*What you have to do*
Retype the whole listing, please, keeping every line exact and dropping the pictures.

*Dataset section*
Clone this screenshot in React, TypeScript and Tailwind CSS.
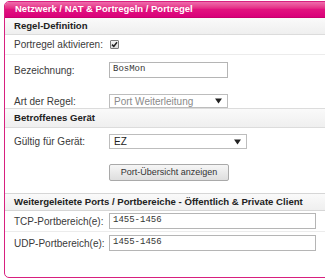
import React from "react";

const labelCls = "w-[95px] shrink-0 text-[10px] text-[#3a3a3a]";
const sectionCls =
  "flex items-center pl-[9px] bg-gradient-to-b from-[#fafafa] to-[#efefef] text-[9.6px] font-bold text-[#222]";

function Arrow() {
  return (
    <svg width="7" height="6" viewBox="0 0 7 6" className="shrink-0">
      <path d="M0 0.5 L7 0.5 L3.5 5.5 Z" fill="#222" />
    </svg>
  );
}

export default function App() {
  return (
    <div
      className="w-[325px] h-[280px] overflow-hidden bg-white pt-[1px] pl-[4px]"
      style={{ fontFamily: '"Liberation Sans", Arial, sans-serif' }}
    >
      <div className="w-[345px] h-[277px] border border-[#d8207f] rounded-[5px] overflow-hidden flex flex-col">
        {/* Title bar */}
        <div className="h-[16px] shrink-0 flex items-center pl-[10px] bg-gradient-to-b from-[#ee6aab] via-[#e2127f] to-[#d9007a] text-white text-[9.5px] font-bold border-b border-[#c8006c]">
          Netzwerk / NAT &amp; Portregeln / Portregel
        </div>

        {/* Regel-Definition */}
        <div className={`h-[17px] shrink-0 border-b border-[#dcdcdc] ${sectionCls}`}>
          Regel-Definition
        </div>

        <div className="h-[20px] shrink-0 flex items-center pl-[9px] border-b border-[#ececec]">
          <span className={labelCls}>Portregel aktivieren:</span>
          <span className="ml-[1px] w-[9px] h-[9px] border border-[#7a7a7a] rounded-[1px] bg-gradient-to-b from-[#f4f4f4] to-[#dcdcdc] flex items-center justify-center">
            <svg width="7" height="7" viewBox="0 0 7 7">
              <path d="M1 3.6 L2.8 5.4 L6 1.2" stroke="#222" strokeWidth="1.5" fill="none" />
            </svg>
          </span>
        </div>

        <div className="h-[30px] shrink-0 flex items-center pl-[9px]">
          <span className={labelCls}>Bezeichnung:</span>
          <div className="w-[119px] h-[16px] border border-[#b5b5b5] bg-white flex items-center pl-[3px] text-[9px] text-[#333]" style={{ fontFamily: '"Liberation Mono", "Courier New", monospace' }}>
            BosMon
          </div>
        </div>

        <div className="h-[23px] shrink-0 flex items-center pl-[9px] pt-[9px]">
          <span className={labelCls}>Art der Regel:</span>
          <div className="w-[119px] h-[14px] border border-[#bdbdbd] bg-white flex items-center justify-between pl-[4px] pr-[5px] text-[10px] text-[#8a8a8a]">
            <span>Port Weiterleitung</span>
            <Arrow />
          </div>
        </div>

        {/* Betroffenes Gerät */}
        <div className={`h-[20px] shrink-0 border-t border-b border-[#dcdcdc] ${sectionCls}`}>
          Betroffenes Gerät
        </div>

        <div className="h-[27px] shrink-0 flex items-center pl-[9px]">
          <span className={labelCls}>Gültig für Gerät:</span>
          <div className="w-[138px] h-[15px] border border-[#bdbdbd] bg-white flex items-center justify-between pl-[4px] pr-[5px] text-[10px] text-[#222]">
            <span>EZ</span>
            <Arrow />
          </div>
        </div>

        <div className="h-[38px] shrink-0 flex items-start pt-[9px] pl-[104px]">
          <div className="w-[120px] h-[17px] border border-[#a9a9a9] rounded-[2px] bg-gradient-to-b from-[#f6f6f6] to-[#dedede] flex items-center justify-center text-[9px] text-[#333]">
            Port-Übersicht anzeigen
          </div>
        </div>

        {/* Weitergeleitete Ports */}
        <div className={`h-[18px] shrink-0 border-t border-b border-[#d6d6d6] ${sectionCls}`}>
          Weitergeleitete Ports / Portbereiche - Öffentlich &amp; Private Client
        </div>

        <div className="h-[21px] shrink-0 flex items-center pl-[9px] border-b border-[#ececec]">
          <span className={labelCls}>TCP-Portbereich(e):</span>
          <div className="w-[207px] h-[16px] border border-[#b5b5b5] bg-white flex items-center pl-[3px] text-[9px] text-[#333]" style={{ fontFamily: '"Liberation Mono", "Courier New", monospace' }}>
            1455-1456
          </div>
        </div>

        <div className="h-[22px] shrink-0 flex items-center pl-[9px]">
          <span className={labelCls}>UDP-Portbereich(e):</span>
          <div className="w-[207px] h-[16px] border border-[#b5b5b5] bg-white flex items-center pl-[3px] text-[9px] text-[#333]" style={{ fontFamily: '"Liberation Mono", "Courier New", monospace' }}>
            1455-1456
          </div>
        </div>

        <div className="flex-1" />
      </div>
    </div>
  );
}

*Full solution*
Clone this screenshot in React, TypeScript and Tailwind CSS.
import React from "react";

const labelCls = "w-[95px] shrink-0 text-[10px] text-[#3a3a3a]";
const sectionCls =
  "flex items-center pl-[9px] bg-gradient-to-b from-[#fafafa] to-[#efefef] text-[9.6px] font-bold text-[#222]";

function Arrow() {
  return (
    <svg width="7" height="6" viewBox="0 0 7 6" className="shrink-0">
      <path d="M0 0.5 L7 0.5 L3.5 5.5 Z" fill="#222" />
    </svg>
  );
}

export default function App() {
  return (
    <div
      className="w-[325px] h-[280px] overflow-hidden bg-white pt-[1px] pl-[4px]"
      style={{ fontFamily: '"Liberation Sans", Arial, sans-serif' }}
    >
      <div className="w-[345px] h-[277px] border border-[#d8207f] rounded-[5px] overflow-hidden flex flex-col">
        {/* Title bar */}
        <div className="h-[16px] shrink-0 flex items-center pl-[10px] bg-gradient-to-b from-[#ee6aab] via-[#e2127f] to-[#d9007a] text-white text-[9.5px] font-bold border-b border-[#c8006c]">
          Netzwerk / NAT &amp; Portregeln / Portregel
        </div>

        {/* Regel-Definition */}
        <div className={`h-[17px] shrink-0 border-b border-[#dcdcdc] ${sectionCls}`}>
          Regel-Definition
        </div>

        <div className="h-[20px] shrink-0 flex items-center pl-[9px] border-b border-[#ececec]">
          <span className={labelCls}>Portregel aktivieren:</span>
          <span className="ml-[1px] w-[9px] h-[9px] border border-[#7a7a7a] rounded-[1px] bg-gradient-to-b from-[#f4f4f4] to-[#dcdcdc] flex items-center justify-center">
            <svg width="7" height="7" viewBox="0 0 7 7">
              <path d="M1 3.6 L2.8 5.4 L6 1.2" stroke="#222" strokeWidth="1.5" fill="none" />
            </svg>
          </span>
        </div>

        <div className="h-[30px] shrink-0 flex items-center pl-[9px]">
          <span className={labelCls}>Bezeichnung:</span>
          <div className="w-[119px] h-[16px] border border-[#b5b5b5] bg-white flex items-center pl-[3px] text-[9px] text-[#333]" style={{ fontFamily: '"Liberation Mono", "Courier New", monospace' }}>
            BosMon
          </div>
        </div>

        <div className="h-[23px] shrink-0 flex items-center pl-[9px] pt-[9px]">
          <span className={labelCls}>Art der Regel:</span>
          <div className="w-[119px] h-[14px] border border-[#bdbdbd] bg-white flex items-center justify-between pl-[4px] pr-[5px] text-[10px] text-[#8a8a8a]">
            <span>Port Weiterleitung</span>
            <Arrow />
          </div>
        </div>

        {/* Betroffenes Gerät */}
        <div className={`h-[20px] shrink-0 border-t border-b border-[#dcdcdc] ${sectionCls}`}>
          Betroffenes Gerät
        </div>

        <div className="h-[27px] shrink-0 flex items-center pl-[9px]">
          <span className={labelCls}>Gültig für Gerät:</span>
          <div className="w-[138px] h-[15px] border border-[#bdbdbd] bg-white flex items-center justify-between pl-[4px] pr-[5px] text-[10px] text-[#222]">
            <span>EZ</span>
            <Arrow />
          </div>
        </div>

        <div className="h-[38px] shrink-0 flex items-start pt-[9px] pl-[104px]">
          <div className="w-[120px] h-[17px] border border-[#a9a9a9] rounded-[2px] bg-gradient-to-b from-[#f6f6f6] to-[#dedede] flex items-center justify-center text-[9px] text-[#333]">
            Port-Übersicht anzeigen
          </div>
        </div>

        {/* Weitergeleitete Ports */}
        <div className={`h-[18px] shrink-0 border-t border-b border-[#d6d6d6] ${sectionCls}`}>
          Weitergeleitete Ports / Portbereiche - Öffentlich &amp; Private Client
        </div>

        <div className="h-[21px] shrink-0 flex items-center pl-[9px] border-b border-[#ececec]">
          <span className={labelCls}>TCP-Portbereich(e):</span>
          <div className="w-[207px] h-[16px] border border-[#b5b5b5] bg-white flex items-center pl-[3px] text-[9px] text-[#333]" style={{ fontFamily: '"Liberation Mono", "Courier New", monospace' }}>
            1455-1456
          </div>
        </div>

        <div className="h-[22px] shrink-0 flex items-center pl-[9px]">
          <span className={labelCls}>UDP-Portbereich(e):</span>
          <div className="w-[207px] h-[16px] border border-[#b5b5b5] bg-white flex items-center pl-[3px] text-[9px] text-[#333]" style={{ fontFamily: '"Liberation Mono", "Courier New", monospace' }}>
            1455-1456
          </div>
        </div>

        <div className="flex-1" />
      </div>
    </div>
  );
}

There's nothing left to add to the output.